[Supplied information]
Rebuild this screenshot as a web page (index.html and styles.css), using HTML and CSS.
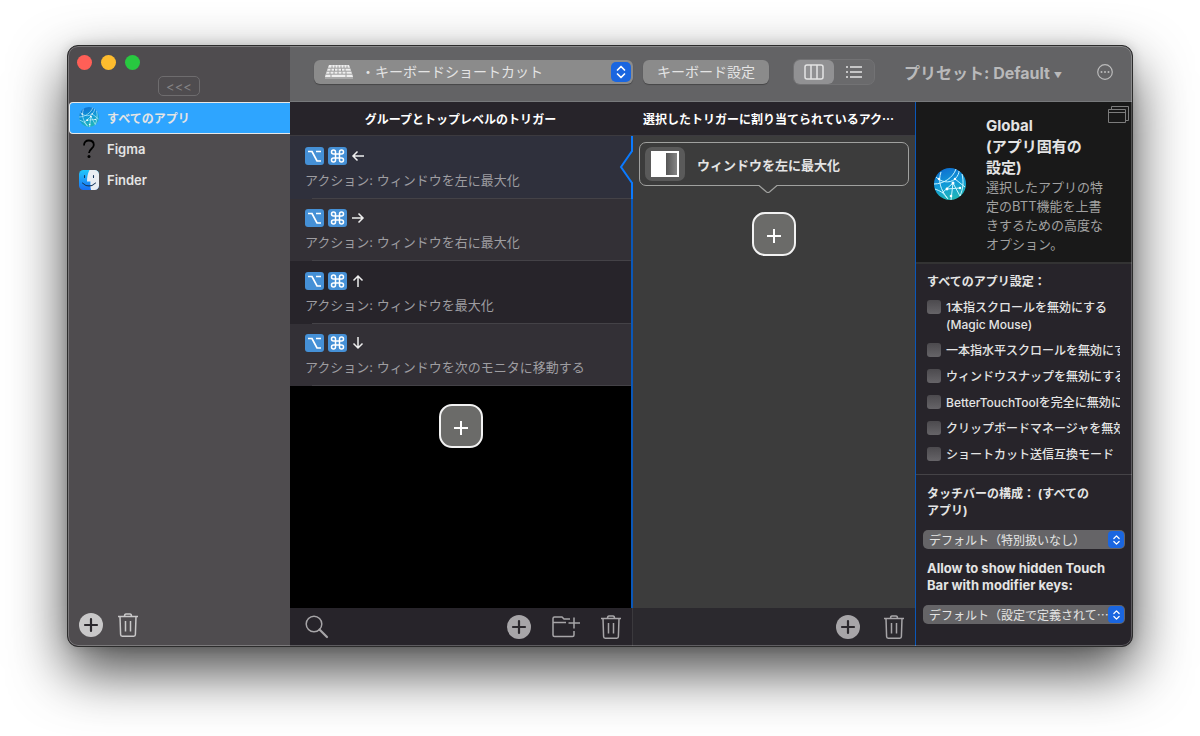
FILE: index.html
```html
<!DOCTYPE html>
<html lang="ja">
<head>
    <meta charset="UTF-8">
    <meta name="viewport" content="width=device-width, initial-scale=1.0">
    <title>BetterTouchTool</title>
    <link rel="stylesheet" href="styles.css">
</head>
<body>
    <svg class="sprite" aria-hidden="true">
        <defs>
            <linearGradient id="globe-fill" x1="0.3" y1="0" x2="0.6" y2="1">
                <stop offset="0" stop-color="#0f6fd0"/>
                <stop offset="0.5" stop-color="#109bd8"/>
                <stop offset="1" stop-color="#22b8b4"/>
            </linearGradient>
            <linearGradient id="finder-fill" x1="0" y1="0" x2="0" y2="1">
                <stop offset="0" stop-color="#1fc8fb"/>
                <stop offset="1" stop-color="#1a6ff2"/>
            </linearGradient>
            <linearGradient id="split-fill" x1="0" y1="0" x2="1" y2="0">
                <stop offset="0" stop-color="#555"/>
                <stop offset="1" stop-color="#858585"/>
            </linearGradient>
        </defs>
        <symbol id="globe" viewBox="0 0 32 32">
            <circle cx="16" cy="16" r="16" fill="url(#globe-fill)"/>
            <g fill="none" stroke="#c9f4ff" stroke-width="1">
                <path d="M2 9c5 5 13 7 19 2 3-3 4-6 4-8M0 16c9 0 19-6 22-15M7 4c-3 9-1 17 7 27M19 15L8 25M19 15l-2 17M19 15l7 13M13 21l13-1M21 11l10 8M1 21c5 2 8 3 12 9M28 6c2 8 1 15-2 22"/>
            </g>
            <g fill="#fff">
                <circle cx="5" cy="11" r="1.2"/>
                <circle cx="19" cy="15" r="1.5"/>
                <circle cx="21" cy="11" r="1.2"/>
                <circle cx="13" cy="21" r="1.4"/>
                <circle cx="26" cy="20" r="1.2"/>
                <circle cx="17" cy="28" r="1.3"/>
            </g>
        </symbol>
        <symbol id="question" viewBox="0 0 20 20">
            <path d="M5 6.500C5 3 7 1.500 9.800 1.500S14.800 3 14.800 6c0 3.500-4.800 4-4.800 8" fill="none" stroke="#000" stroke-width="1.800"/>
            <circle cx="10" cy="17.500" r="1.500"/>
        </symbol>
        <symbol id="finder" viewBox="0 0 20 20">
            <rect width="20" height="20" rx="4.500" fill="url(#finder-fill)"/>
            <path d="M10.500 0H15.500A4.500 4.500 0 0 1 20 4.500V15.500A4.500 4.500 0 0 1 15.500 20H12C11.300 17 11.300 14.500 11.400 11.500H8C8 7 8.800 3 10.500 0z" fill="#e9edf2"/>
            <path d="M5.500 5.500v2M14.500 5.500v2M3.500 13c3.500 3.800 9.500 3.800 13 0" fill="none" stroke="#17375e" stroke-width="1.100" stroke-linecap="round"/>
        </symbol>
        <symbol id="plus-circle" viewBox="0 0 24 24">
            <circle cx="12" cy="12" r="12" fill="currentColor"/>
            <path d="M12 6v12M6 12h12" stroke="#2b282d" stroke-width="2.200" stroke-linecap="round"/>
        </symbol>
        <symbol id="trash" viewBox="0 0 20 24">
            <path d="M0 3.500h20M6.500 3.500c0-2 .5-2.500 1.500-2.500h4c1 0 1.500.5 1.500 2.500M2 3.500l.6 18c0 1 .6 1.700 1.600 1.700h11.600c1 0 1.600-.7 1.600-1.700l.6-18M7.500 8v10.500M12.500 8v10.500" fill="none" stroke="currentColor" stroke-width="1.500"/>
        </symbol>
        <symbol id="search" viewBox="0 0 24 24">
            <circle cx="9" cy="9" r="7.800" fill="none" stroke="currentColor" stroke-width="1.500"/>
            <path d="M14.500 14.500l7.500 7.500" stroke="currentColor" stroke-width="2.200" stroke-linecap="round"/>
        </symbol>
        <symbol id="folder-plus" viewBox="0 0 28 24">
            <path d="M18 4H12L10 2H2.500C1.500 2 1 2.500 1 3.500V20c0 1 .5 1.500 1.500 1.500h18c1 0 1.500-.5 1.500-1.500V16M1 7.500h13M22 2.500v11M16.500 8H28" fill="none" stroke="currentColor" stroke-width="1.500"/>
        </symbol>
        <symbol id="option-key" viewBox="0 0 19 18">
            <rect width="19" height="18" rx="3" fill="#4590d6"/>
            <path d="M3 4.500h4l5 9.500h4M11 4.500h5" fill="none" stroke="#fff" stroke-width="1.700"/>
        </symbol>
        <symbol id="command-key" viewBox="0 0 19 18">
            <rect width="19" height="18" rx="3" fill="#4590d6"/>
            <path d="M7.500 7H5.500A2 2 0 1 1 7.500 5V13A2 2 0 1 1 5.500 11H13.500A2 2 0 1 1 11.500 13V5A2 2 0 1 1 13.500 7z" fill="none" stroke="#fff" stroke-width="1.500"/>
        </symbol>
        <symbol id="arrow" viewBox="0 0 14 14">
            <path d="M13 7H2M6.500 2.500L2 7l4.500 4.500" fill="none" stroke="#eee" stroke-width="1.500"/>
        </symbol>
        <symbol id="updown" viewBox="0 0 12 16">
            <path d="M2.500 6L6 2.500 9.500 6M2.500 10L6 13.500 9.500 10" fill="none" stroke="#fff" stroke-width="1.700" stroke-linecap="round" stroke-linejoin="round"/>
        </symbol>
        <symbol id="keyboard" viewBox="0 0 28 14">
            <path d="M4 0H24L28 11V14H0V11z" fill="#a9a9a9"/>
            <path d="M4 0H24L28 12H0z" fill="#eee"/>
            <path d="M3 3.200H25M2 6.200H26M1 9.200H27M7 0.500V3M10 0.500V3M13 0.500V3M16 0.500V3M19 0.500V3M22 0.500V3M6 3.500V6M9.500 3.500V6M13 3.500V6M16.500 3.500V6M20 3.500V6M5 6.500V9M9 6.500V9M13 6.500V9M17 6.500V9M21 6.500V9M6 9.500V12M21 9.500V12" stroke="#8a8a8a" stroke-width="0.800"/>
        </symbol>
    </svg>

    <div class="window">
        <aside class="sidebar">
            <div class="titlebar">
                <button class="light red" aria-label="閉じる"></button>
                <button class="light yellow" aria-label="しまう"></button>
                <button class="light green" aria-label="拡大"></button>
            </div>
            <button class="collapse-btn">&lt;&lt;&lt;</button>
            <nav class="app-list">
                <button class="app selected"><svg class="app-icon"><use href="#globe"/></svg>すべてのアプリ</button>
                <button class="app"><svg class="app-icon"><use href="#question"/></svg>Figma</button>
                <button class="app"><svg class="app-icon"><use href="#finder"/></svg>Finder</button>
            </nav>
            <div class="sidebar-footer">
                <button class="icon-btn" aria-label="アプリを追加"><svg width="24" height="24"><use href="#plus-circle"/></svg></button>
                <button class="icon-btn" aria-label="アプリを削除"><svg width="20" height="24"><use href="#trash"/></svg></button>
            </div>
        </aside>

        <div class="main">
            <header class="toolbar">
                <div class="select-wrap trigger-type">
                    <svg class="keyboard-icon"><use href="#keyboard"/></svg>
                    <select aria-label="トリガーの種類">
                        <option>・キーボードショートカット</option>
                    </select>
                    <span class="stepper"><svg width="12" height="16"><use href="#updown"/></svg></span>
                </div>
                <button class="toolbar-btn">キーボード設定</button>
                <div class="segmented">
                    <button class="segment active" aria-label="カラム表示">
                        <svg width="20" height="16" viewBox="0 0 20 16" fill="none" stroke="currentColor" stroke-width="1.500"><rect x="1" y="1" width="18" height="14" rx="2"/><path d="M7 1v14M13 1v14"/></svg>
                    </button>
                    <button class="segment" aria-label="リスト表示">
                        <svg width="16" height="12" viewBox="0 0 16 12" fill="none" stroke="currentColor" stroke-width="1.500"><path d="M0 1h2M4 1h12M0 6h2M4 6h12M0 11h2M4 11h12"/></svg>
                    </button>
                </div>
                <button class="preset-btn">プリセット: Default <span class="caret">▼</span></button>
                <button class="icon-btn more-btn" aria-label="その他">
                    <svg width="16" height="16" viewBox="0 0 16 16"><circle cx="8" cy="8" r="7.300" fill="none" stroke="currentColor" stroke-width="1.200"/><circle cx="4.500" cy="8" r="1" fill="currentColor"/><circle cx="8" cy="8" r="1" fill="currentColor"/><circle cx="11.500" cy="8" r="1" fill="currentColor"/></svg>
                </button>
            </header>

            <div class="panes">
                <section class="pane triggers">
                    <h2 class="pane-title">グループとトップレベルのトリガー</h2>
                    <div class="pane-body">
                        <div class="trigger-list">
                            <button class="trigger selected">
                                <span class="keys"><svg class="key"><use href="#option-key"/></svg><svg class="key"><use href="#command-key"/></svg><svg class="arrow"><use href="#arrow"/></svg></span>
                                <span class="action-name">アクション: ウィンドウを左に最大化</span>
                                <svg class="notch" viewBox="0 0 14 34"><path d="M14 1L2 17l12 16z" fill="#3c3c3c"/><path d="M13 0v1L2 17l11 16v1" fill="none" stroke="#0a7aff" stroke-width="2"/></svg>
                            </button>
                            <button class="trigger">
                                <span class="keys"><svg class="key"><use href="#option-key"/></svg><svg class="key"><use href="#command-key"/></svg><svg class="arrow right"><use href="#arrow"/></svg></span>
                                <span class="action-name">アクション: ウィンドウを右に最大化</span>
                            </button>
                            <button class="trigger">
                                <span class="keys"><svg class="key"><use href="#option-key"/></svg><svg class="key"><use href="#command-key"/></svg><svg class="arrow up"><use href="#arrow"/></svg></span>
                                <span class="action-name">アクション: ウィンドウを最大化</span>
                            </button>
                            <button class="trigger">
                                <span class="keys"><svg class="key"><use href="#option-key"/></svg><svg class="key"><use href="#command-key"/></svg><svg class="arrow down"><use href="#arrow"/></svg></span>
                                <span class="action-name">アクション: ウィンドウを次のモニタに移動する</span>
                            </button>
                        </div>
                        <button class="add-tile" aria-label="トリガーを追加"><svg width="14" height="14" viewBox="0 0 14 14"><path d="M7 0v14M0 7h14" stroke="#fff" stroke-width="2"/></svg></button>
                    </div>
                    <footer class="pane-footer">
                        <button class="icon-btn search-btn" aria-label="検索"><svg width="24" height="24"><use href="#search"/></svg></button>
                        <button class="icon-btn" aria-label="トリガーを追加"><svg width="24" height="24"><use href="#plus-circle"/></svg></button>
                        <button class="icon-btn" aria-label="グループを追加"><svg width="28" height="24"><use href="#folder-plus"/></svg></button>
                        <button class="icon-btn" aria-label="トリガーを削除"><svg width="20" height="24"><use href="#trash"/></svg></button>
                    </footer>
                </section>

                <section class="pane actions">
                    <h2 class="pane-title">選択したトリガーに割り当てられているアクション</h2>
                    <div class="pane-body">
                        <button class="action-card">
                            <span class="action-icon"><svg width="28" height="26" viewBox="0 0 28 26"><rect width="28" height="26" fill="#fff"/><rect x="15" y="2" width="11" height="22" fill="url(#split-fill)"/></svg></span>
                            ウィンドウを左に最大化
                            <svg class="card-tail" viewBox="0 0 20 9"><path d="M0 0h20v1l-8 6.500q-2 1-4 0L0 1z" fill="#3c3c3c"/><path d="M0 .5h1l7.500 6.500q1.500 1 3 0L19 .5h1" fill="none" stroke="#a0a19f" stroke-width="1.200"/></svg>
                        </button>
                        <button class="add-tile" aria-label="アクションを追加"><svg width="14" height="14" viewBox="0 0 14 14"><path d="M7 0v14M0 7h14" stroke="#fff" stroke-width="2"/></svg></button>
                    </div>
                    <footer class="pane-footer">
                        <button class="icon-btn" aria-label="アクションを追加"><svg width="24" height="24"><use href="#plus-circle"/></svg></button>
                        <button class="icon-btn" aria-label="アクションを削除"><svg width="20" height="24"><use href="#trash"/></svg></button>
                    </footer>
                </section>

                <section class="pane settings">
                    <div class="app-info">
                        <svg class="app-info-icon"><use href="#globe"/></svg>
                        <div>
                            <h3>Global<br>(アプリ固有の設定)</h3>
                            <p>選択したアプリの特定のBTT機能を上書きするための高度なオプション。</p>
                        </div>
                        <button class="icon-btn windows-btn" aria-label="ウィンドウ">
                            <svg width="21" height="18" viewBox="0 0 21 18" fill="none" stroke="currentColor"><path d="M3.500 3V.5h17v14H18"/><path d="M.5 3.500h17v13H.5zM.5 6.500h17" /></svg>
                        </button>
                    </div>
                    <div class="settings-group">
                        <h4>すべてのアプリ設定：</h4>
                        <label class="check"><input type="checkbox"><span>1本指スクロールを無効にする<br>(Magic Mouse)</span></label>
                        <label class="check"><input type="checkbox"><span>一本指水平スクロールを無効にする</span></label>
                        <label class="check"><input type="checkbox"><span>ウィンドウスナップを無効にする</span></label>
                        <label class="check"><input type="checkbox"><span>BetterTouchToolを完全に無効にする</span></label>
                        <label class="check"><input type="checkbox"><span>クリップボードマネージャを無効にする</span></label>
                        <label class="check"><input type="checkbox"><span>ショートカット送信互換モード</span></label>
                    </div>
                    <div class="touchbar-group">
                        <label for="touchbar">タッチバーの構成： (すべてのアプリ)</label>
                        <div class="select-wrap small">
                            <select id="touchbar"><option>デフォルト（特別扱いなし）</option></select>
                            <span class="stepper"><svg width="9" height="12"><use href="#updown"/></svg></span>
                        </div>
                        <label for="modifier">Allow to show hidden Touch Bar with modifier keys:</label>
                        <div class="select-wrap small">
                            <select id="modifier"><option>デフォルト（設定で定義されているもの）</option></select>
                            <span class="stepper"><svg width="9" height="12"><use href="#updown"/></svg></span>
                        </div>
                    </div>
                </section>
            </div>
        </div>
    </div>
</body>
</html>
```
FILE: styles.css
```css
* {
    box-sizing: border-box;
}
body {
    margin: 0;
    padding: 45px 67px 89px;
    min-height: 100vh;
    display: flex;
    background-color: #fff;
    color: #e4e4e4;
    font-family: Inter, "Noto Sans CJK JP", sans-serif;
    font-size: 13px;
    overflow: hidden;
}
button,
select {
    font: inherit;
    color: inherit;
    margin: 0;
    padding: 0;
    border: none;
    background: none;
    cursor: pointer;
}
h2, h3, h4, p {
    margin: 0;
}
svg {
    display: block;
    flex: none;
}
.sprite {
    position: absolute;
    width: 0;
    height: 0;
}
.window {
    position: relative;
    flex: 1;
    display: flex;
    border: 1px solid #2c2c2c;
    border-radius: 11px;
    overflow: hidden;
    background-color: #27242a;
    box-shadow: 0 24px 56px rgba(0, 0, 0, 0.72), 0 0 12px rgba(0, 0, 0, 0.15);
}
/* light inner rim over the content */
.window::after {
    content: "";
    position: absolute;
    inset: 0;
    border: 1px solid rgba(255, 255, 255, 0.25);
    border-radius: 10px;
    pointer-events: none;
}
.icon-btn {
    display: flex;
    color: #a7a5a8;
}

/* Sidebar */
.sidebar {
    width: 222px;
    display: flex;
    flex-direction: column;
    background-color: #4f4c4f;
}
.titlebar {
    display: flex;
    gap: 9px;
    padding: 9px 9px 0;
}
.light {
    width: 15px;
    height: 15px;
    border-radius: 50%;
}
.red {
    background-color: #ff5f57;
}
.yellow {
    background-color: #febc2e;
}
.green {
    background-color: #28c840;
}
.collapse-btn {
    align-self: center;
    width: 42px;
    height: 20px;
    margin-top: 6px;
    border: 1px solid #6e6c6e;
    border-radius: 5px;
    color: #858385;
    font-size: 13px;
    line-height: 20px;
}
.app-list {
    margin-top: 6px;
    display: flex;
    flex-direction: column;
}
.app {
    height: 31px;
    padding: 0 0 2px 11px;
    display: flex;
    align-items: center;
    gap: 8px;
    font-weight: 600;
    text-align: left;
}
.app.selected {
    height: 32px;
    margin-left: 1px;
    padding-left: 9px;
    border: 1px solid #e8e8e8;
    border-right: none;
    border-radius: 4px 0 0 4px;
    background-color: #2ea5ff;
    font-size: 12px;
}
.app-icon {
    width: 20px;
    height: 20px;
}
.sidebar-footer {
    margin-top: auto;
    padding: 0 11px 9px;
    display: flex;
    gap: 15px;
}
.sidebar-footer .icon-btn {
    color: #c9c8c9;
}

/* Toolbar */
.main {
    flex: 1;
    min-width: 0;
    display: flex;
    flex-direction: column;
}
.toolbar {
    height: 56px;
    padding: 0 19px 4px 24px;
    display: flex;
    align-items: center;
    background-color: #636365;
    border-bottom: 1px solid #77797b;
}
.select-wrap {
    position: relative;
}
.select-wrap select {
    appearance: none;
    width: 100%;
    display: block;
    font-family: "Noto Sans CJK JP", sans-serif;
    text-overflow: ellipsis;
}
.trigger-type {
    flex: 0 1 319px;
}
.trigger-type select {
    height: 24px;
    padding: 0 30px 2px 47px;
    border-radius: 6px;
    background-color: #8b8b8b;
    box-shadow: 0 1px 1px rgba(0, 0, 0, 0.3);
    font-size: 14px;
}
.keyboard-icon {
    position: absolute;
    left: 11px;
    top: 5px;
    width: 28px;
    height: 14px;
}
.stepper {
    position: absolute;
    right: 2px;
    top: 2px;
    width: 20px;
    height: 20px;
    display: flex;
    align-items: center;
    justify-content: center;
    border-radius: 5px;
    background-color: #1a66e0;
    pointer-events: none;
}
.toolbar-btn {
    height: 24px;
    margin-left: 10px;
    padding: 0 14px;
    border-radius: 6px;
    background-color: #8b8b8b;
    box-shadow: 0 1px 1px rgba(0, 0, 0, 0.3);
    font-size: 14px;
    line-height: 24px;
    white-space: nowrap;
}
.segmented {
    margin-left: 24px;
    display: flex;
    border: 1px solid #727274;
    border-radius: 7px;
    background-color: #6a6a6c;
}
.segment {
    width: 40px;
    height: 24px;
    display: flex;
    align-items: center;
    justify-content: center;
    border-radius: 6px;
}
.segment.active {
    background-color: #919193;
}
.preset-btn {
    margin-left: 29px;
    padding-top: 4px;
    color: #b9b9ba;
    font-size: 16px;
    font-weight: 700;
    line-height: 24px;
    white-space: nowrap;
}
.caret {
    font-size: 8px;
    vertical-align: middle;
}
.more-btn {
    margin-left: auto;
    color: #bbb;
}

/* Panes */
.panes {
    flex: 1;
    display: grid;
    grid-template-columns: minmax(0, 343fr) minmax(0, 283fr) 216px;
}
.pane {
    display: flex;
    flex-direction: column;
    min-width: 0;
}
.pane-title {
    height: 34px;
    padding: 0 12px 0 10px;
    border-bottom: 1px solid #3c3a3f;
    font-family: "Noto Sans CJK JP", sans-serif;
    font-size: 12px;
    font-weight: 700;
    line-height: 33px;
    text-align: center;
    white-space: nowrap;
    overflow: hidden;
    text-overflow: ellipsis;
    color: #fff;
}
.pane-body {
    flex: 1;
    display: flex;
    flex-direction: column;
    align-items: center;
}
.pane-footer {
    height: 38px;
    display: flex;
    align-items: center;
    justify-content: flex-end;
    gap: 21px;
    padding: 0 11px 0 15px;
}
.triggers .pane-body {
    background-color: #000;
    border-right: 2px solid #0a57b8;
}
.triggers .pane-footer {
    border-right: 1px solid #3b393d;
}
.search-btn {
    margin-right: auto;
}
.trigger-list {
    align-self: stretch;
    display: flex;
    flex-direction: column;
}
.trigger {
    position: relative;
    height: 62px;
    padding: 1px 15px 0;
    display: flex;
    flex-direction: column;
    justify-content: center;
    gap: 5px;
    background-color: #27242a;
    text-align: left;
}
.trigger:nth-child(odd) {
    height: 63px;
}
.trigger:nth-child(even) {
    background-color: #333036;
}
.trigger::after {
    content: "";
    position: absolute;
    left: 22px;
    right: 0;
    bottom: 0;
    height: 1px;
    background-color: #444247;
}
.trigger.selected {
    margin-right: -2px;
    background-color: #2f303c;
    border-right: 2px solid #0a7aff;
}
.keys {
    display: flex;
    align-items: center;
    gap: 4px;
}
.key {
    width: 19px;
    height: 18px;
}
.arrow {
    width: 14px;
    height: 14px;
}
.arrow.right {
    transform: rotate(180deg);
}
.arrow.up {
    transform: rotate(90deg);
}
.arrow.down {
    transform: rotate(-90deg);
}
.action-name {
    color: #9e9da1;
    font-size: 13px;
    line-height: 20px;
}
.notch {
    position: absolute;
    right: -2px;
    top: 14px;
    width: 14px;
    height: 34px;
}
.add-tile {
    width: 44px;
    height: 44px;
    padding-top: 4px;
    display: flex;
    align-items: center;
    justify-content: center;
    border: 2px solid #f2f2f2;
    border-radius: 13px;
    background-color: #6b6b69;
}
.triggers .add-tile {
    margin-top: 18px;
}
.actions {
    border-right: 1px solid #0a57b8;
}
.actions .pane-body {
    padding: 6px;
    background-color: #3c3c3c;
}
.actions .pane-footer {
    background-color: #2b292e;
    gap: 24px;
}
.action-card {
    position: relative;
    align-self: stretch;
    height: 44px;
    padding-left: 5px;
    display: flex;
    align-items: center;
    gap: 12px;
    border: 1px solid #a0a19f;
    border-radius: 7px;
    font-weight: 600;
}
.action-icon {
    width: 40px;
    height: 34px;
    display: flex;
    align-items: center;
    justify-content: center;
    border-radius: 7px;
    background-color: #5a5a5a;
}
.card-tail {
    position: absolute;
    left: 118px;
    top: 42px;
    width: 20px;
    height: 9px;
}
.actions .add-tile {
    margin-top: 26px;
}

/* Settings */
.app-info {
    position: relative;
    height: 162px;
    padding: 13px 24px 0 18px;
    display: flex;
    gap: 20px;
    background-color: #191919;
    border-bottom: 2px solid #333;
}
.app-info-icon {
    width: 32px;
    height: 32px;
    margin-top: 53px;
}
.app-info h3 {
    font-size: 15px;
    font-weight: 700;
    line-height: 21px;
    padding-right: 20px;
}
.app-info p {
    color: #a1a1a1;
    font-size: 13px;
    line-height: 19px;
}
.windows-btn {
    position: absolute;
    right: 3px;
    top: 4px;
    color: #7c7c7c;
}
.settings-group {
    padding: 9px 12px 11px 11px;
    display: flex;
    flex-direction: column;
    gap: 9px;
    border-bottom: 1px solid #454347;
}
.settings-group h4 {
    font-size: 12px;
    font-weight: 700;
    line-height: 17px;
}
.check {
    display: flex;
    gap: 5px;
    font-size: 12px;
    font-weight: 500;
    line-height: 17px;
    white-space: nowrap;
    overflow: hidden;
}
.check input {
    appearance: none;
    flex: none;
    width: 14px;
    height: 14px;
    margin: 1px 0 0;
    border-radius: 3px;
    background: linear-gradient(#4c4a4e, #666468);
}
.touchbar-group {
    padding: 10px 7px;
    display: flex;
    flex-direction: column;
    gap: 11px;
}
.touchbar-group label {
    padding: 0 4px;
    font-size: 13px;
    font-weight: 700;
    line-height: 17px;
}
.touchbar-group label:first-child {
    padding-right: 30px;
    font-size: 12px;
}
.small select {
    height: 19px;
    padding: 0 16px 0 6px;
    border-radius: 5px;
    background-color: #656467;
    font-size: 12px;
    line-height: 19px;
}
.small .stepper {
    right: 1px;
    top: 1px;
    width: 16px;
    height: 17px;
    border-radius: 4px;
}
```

[What you will do] Pull out the lines above in which the word "styles" appears.

[Correct output]
Rebuild this screenshot as a web page (index.html and styles.css), using HTML and CSS.
    <link rel="stylesheet" href="styles.css">
FILE: styles.css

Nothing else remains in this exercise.